Q: Hello, I enjoyed your HBR webinar on the right way to end meetings. We are interested in changing our culture around meetings. If you were to recommend one thing for us to implement, what would that be? – Michael, FL.
Thanks for the question, Michael, it’s one that is asked often. Here’s my suggestion:
For the next six months, get six to eight of the top people in your organization to have someone observe and provide feedback on how they lead meetings. Doesn’t have to be every meeting—three times a week would be perfect.
- It’s a powerful, bold statement that management wants a change.
- These meetings will immediately improve.
- Others will notice, and the idea of working on meetings will spread.
Why it works
First, you and I are better when we are being watched. This applies to working with a golf instructor or personal trainer as well as in meetings. When we know that we are under the watchful eye of an observer, we are more mindful and deliberate about what we are doing. We also pay attention to the critical variables associated with performance.

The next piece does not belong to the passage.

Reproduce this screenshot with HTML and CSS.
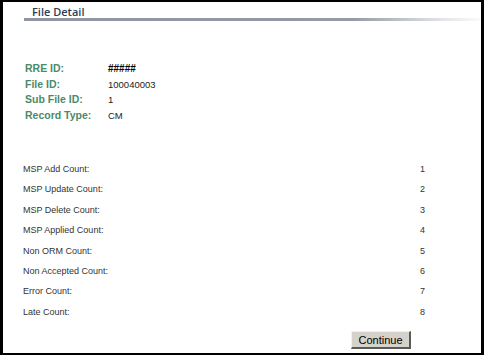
FILE: index.html
```html
<html>

<head>
  <title>File Detail</title>
  <link rel="stylesheet" href="styles.css">
</head>

<body>

  <div class="frame">
    <header>
      <h1>File Detail</h1>
    </header>

    <dl class="details">
      <dt>RRE ID:</dt>
      <dd class="masked">#####</dd>
      <dt>File ID:</dt>
      <dd>100040003</dd>
      <dt>Sub File ID:</dt>
      <dd>1</dd>
      <dt>Record Type:</dt>
      <dd>CM</dd>
    </dl>

    <dl class="counts">
      <dt>MSP Add Count:</dt>
      <dd>1</dd>
      <dt>MSP Update Count:</dt>
      <dd>2</dd>
      <dt>MSP Delete Count:</dt>
      <dd>3</dd>
      <dt>MSP Applied Count:</dt>
      <dd>4</dd>
      <dt>Non ORM Count:</dt>
      <dd>5</dd>
      <dt>Non Accepted Count:</dt>
      <dd>6</dd>
      <dt>Error Count:</dt>
      <dd>7</dd>
      <dt>Late Count:</dt>
      <dd>8</dd>
    </dl>

    <div class="actions">
      <button type="button">Continue</button>
    </div>
  </div>

</body>

</html>
```

FILE: styles.css
```css
body {
  margin: 0;
  background-color: #fff;
  font-family: "Liberation Sans", Arial, sans-serif;
}

.frame {
  width: 484px;
  height: 355px;
  box-sizing: border-box;
  border-style: solid;
  border-color: #000;
  border-width: 2px 3px 2px 3px;
  overflow: hidden;
}

header {
  margin-left: 21px;
  padding: 3px 0 3px 8px;
  background: linear-gradient(to right, #8f96a1 0%, #959ba5 72%, #e4e6e9 92%, #fafafa 100%) left bottom / 100% 3px no-repeat;
}

h1 {
  margin: 0;
  font-family: "Open Sans", sans-serif;
  font-weight: 600;
  font-size: 11px;
  line-height: 13px;
  color: #2c3d57;
}

dl {
  margin: 0;
  display: grid;
}

dd {
  margin: 0;
}

.details {
  margin-top: 40px;
  padding-left: 22px;
  grid-template-columns: 83px auto;
  line-height: 15.7px;
}

.details dt {
  font-weight: bold;
  font-size: 10.5px;
  color: #4b8a68;
}

.details dd {
  font-size: 9.5px;
  color: #222;
}

.details .masked {
  font-weight: bold;
  font-size: 10px;
  color: #000;
}

.counts {
  margin-top: 35px;
  padding-left: 20px;
  grid-template-columns: 397px auto;
  line-height: 20.43px;
  font-size: 9px;
  color: #333;
}

.actions {
  display: flex;
  justify-content: flex-end;
  padding-right: 70px;
  margin-top: 9px;
}

button {
  width: 60px;
  height: 18px;
  padding: 0;
  background-color: #d5d2cb;
  border-style: solid;
  border-width: 1px 2px 2px 1px;
  border-color: #f2f1ee #5a5a5a #5a5a5a #f2f1ee;
  font-family: "Liberation Sans", Arial, sans-serif;
  font-size: 11px;
  color: #000;
}
```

“Critical variables are not something to do but things to pay attention to.”
Second, the notion of high-level managers being vulnerable while seeking to improve their performance is powerful. It takes a confident human being to display the openness required to be observed and given feedback. This is especially true for meetings, because very few managers have acknowledged this is a competency that they need and intend to master. People respond to such leadership.
Third, real learning takes practice and there are many aspects associated with leading meetings to master. Learning also requires concentrating on one thing at a time. Six months and being observed 3 times a week will get you to a remarkable place with meetings.
How to make it work
In addition to the support and engagement of the top managers, you’ll need a pool of respected folks who want to be involved in designing and leading meetings. It would be wonderful for a number of these to be HR folks, since they are the natural business partners for managers. But it could be anybody who will take the time to sit in on lots of meetings and be willing to make candid observations available afterward.
The observation and feedback can either be unfocused or focused. Unfocused means that those observing simply listen, watch, and notice anything that they think adds to or detracts from the effectiveness of the person leading the meeting. Focused means that the leader has asked the observer to pay attention to one particular aspect of leading the meeting.
- Spending enough time setting up each conversation before starting.
- Keeping the conversation on track.
- Inviting people into the conversation who have not yet spoken.
- Closing each conversation deliberately.
Keeping an eye on closing the conversations effectively is probably the best place to start—noticing when some element of closure is missing as a first step to getting it in place as a regular habit of meetings.
The message of the research is that we can all get much, much better than we ever imagined. There’s no required minimum investment in deliberate practice. More is better, but any is good. It isn’t easy, but you’ll be amazed at the payoff.
Deliberate practice is a very specific activity and not what most people think it is. Here are the elements: 1) It pushes you just beyond your current level of ability—not way beyond, because then you would be lost, and not within your current ability, because then you won’t grow. But just beyond. 2) It is designed for you individually at this moment in your development. That means it will change as you get better; one reason many of the world’s best performers employ teachers or coaches is to keep redesigning their practice as needed. 3) It can be repeated at high volume. This actually changes the wiring in your brain. 4) It gives you continual feedback. You can’t get better if you don’t know how you are doing. This is another reason great performers have teachers to give them objective outside feedback on their performance. — Geoff Colvin
Getting better at meetings is similar to changing your golf swing: it takes practice. A workshop on meetings usually gets people thinking about being better, but unless you put in the practice time, nothing’s likely to actually change. And getting feedback on how you’re doing accelerates your ability to grow.
The beauty of this approach is that you and I take our performance to a new level when we are being watched. And we have enough meetings every week to get in the necessary practice, so let’s be deliberate about it!